### GIVEN EXERCISE
Repeat the listing that follows, character for character, minus the pictures.

### MATERIAL
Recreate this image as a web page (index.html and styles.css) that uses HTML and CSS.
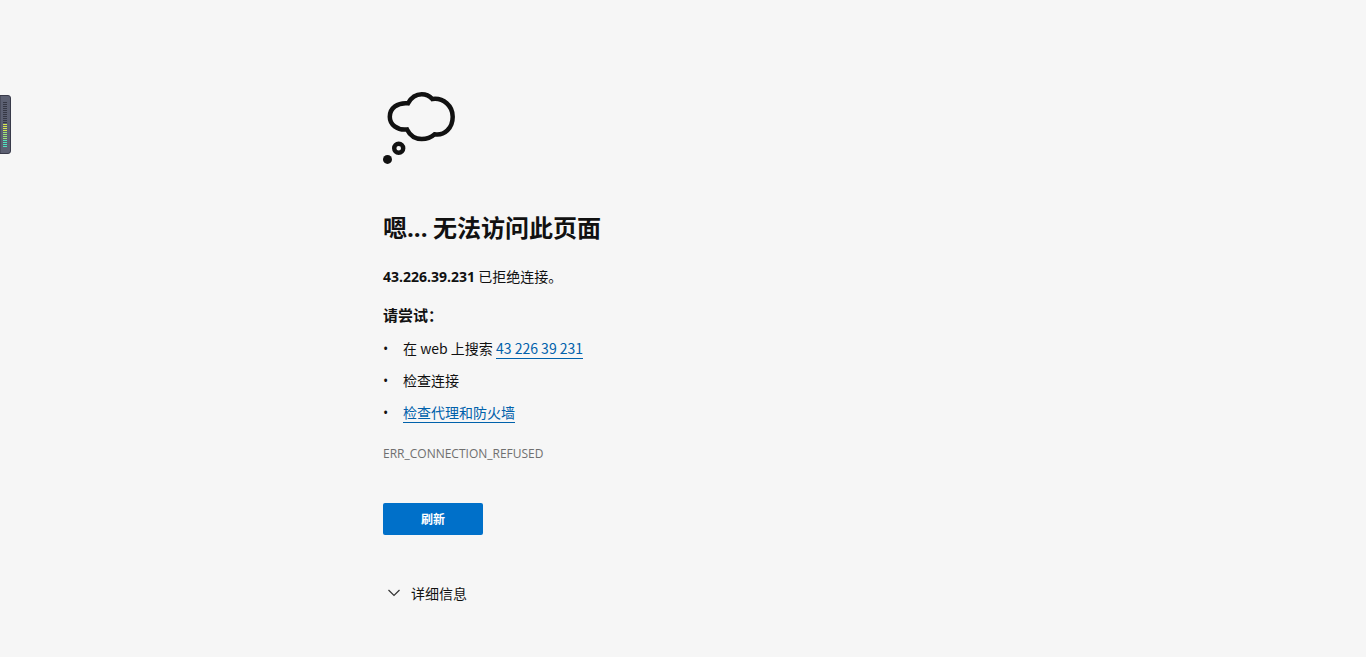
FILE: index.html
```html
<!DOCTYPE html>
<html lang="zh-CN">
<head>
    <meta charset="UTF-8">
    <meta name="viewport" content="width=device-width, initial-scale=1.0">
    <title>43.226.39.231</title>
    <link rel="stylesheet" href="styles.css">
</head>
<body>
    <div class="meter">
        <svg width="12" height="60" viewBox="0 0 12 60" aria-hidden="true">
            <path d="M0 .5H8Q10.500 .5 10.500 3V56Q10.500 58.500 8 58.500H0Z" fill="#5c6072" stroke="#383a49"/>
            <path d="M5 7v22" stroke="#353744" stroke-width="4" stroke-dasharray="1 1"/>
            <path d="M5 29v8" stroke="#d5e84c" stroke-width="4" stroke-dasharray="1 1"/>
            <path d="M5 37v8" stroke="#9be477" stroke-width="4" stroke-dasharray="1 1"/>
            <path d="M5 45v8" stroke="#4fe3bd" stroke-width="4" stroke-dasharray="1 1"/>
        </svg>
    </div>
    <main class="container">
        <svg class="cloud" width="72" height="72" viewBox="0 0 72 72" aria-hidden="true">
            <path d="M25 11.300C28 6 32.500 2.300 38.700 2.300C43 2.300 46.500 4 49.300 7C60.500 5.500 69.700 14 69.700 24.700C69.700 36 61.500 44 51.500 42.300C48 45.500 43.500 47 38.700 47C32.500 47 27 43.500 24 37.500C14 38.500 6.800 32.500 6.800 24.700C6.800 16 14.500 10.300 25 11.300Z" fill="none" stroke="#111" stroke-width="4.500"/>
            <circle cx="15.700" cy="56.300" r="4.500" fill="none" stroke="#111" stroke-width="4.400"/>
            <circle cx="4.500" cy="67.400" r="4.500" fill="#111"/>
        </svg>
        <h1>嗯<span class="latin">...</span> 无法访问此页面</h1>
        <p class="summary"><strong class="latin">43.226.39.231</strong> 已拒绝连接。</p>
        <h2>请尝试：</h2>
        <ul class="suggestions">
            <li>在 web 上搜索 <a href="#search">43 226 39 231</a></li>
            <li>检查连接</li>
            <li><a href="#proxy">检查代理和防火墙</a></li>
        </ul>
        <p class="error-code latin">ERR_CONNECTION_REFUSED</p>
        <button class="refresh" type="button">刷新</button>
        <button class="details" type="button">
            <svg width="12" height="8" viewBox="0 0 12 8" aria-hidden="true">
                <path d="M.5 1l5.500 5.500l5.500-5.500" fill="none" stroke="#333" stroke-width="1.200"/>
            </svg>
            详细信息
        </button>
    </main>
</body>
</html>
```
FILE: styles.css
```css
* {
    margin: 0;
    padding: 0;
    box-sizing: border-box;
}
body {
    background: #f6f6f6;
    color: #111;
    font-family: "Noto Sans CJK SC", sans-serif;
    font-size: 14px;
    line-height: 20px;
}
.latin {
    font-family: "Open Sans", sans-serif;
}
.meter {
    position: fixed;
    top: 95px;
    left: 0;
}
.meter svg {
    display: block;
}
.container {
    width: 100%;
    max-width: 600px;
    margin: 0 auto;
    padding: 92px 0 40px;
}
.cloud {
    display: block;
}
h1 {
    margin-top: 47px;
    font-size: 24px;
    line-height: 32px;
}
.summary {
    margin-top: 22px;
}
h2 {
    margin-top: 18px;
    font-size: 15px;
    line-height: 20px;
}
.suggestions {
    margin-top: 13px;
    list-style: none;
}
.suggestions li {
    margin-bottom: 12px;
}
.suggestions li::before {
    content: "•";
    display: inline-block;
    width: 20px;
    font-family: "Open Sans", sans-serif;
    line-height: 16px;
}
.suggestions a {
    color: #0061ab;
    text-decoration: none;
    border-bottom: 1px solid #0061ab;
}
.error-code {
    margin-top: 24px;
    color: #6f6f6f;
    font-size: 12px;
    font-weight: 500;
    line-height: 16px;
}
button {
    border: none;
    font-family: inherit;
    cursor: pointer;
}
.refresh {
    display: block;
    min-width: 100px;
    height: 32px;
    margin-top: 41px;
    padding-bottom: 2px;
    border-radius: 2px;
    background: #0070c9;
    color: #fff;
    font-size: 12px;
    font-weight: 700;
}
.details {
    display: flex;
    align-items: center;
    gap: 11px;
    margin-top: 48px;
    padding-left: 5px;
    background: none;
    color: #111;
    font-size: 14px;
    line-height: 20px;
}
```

### THE COMPLETED TASK
Recreate this image as a web page (index.html and styles.css) that uses HTML and CSS.
FILE: index.html
```html
<!DOCTYPE html>
<html lang="zh-CN">
<head>
    <meta charset="UTF-8">
    <meta name="viewport" content="width=device-width, initial-scale=1.0">
    <title>43.226.39.231</title>
    <link rel="stylesheet" href="styles.css">
</head>
<body>
    <div class="meter">
        <svg width="12" height="60" viewBox="0 0 12 60" aria-hidden="true">
            <path d="M0 .5H8Q10.500 .5 10.500 3V56Q10.500 58.500 8 58.500H0Z" fill="#5c6072" stroke="#383a49"/>
            <path d="M5 7v22" stroke="#353744" stroke-width="4" stroke-dasharray="1 1"/>
            <path d="M5 29v8" stroke="#d5e84c" stroke-width="4" stroke-dasharray="1 1"/>
            <path d="M5 37v8" stroke="#9be477" stroke-width="4" stroke-dasharray="1 1"/>
            <path d="M5 45v8" stroke="#4fe3bd" stroke-width="4" stroke-dasharray="1 1"/>
        </svg>
    </div>
    <main class="container">
        <svg class="cloud" width="72" height="72" viewBox="0 0 72 72" aria-hidden="true">
            <path d="M25 11.300C28 6 32.500 2.300 38.700 2.300C43 2.300 46.500 4 49.300 7C60.500 5.500 69.700 14 69.700 24.700C69.700 36 61.500 44 51.500 42.300C48 45.500 43.500 47 38.700 47C32.500 47 27 43.500 24 37.500C14 38.500 6.800 32.500 6.800 24.700C6.800 16 14.500 10.300 25 11.300Z" fill="none" stroke="#111" stroke-width="4.500"/>
            <circle cx="15.700" cy="56.300" r="4.500" fill="none" stroke="#111" stroke-width="4.400"/>
            <circle cx="4.500" cy="67.400" r="4.500" fill="#111"/>
        </svg>
        <h1>嗯<span class="latin">...</span> 无法访问此页面</h1>
        <p class="summary"><strong class="latin">43.226.39.231</strong> 已拒绝连接。</p>
        <h2>请尝试：</h2>
        <ul class="suggestions">
            <li>在 web 上搜索 <a href="#search">43 226 39 231</a></li>
            <li>检查连接</li>
            <li><a href="#proxy">检查代理和防火墙</a></li>
        </ul>
        <p class="error-code latin">ERR_CONNECTION_REFUSED</p>
        <button class="refresh" type="button">刷新</button>
        <button class="details" type="button">
            <svg width="12" height="8" viewBox="0 0 12 8" aria-hidden="true">
                <path d="M.5 1l5.500 5.500l5.500-5.500" fill="none" stroke="#333" stroke-width="1.200"/>
            </svg>
            详细信息
        </button>
    </main>
</body>
</html>
```
FILE: styles.css
```css
* {
    margin: 0;
    padding: 0;
    box-sizing: border-box;
}
body {
    background: #f6f6f6;
    color: #111;
    font-family: "Noto Sans CJK SC", sans-serif;
    font-size: 14px;
    line-height: 20px;
}
.latin {
    font-family: "Open Sans", sans-serif;
}
.meter {
    position: fixed;
    top: 95px;
    left: 0;
}
.meter svg {
    display: block;
}
.container {
    width: 100%;
    max-width: 600px;
    margin: 0 auto;
    padding: 92px 0 40px;
}
.cloud {
    display: block;
}
h1 {
    margin-top: 47px;
    font-size: 24px;
    line-height: 32px;
}
.summary {
    margin-top: 22px;
}
h2 {
    margin-top: 18px;
    font-size: 15px;
    line-height: 20px;
}
.suggestions {
    margin-top: 13px;
    list-style: none;
}
.suggestions li {
    margin-bottom: 12px;
}
.suggestions li::before {
    content: "•";
    display: inline-block;
    width: 20px;
    font-family: "Open Sans", sans-serif;
    line-height: 16px;
}
.suggestions a {
    color: #0061ab;
    text-decoration: none;
    border-bottom: 1px solid #0061ab;
}
.error-code {
    margin-top: 24px;
    color: #6f6f6f;
    font-size: 12px;
    font-weight: 500;
    line-height: 16px;
}
button {
    border: none;
    font-family: inherit;
    cursor: pointer;
}
.refresh {
    display: block;
    min-width: 100px;
    height: 32px;
    margin-top: 41px;
    padding-bottom: 2px;
    border-radius: 2px;
    background: #0070c9;
    color: #fff;
    font-size: 12px;
    font-weight: 700;
}
.details {
    display: flex;
    align-items: center;
    gap: 11px;
    margin-top: 48px;
    padding-left: 5px;
    background: none;
    color: #111;
    font-size: 14px;
    line-height: 20px;
}
```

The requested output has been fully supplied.